In the years 1994 to 2004 the elder 5-ton van 'VaMoRs' was used to develop the capabilities needed for driving on networks of minor (also unsealed) roads and for cross-country driving including avoidance of negative obstacles like ditches. Turning off onto crossroads of unknown width and intersection angles required a big effort, but has been achieved with "Expectation-based, Multi-focal, Saccadic vision" (EMS-vision). This vertebrate-type vision uses animation capabilities based on knowledge about subject classes (including the autonomous vehicle itself) and their potential behaviour in certain situations. This rich background is used for control of gaze and attention as well as for locomotion.
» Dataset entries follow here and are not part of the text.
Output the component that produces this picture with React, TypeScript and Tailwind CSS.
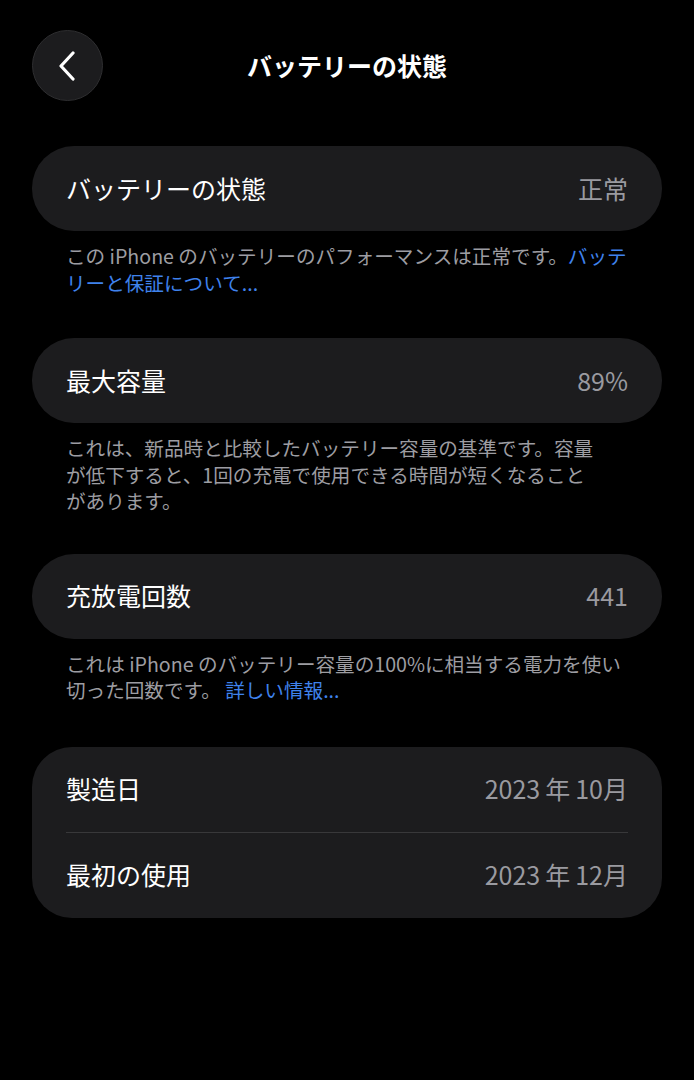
import React from "react";

const font = {
  fontFamily: '"Noto Sans CJK JP", "Noto Sans", "Liberation Sans", sans-serif',
};

function Row({ label, value }: { label: string; value: string }) {
  return (
    <div className="flex h-[85px] items-center justify-between px-[34px]">
      <span className="text-[25px] text-white">{label}</span>
      <span className="text-[25px] text-[#9a9aa0]">{value}</span>
    </div>
  );
}

function Card({ children }: { children: React.ReactNode }) {
  return <div className="rounded-[42px] bg-[#1c1c1e]">{children}</div>;
}

function Note({ children }: { children: React.ReactNode }) {
  return (
    <p className="px-[34px] text-[19.6px] leading-[26.5px] text-[#9d9da2] whitespace-nowrap">
      {children}
    </p>
  );
}

export default function App() {
  return (
    <div className="min-h-[1080px] w-[694px] bg-black" style={font}>
      {/* header */}
      <div className="relative flex h-[132px] items-center justify-center">
        <button className="absolute left-[32px] top-[30px] flex h-[71px] w-[71px] items-center justify-center rounded-full border border-[#2e2e30] bg-[#1c1c1e]">
          <svg width="20" height="30" viewBox="0 0 20 30" fill="none">
            <path
              d="M15 2 L3 15 L15 28"
              stroke="white"
              strokeWidth="3.2"
              strokeLinecap="round"
              strokeLinejoin="round"
            />
          </svg>
        </button>
        <h1 className="text-[25px] font-bold text-white">バッテリーの状態</h1>
      </div>

      <div className="px-[32px]">
        <div className="mt-[14px]">
          <Card>
            <Row label="バッテリーの状態" value="正常" />
          </Card>
        </div>
        <div className="mt-[12px]">
          <Note>
            この iPhone のバッテリーのパフォーマンスは正常です。
            <span className="text-[#3f82ec]">バッテ</span>
            <br />
            <span className="text-[#3f82ec]">リーと保証について...</span>
          </Note>
        </div>

        <div className="mt-[42px]">
          <Card>
            <Row label="最大容量" value="89%" />
          </Card>
        </div>
        <div className="mt-[12px]">
          <Note>
            これは、新品時と比較したバッテリー容量の基準です。容量
            <br />
            が低下すると、1回の充電で使用できる時間が短くなること
            <br />
            があります。
          </Note>
        </div>

        <div className="mt-[39px]">
          <Card>
            <Row label="充放電回数" value="441" />
          </Card>
        </div>
        <div className="mt-[12px]">
          <Note>
            これは iPhone のバッテリー容量の100%に相当する電力を使い
            <br />
            切った回数です。 <span className="text-[#3f82ec]">詳しい情報...</span>
          </Note>
        </div>

        <div className="mt-[43px]">
          <div className="rounded-[40px] bg-[#1c1c1e]">
            <Row label="製造日" value={"2023\u2009年\u200910月"} />
            <div className="mx-[34px] h-px bg-[#38383a]" />
            <Row label="最初の使用" value={"2023\u2009年\u200912月"} />
          </div>
        </div>
      </div>
    </div>
  );
}
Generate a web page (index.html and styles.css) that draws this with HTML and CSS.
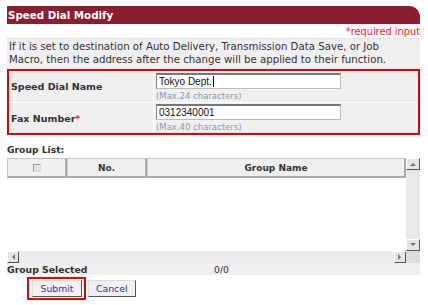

Beside ground vehicle guidance, also applications of the 4-D approach to dynamic vision for unmanned air vehicles (conventional aircraft and helicopters) have been investigated. Autonomous visual landing approaches and landings have been demonstrated in hardware-in-the-loop simulations with visual/inertial data fusion. Real-world autonomous visual landing approaches till shortly before touchdown have been performed in 1992 with the twin-propeller aircraft Dornier 128 of the University of Brunswick at the airport there.

Another success of this machine vision technology was the first ever visually controlled grasping experiment of a free-floating object in weightlessness on board the Space Shuttle Columbia D2-mission in 1993 as part of the 'Rotex'-experiment of DLR.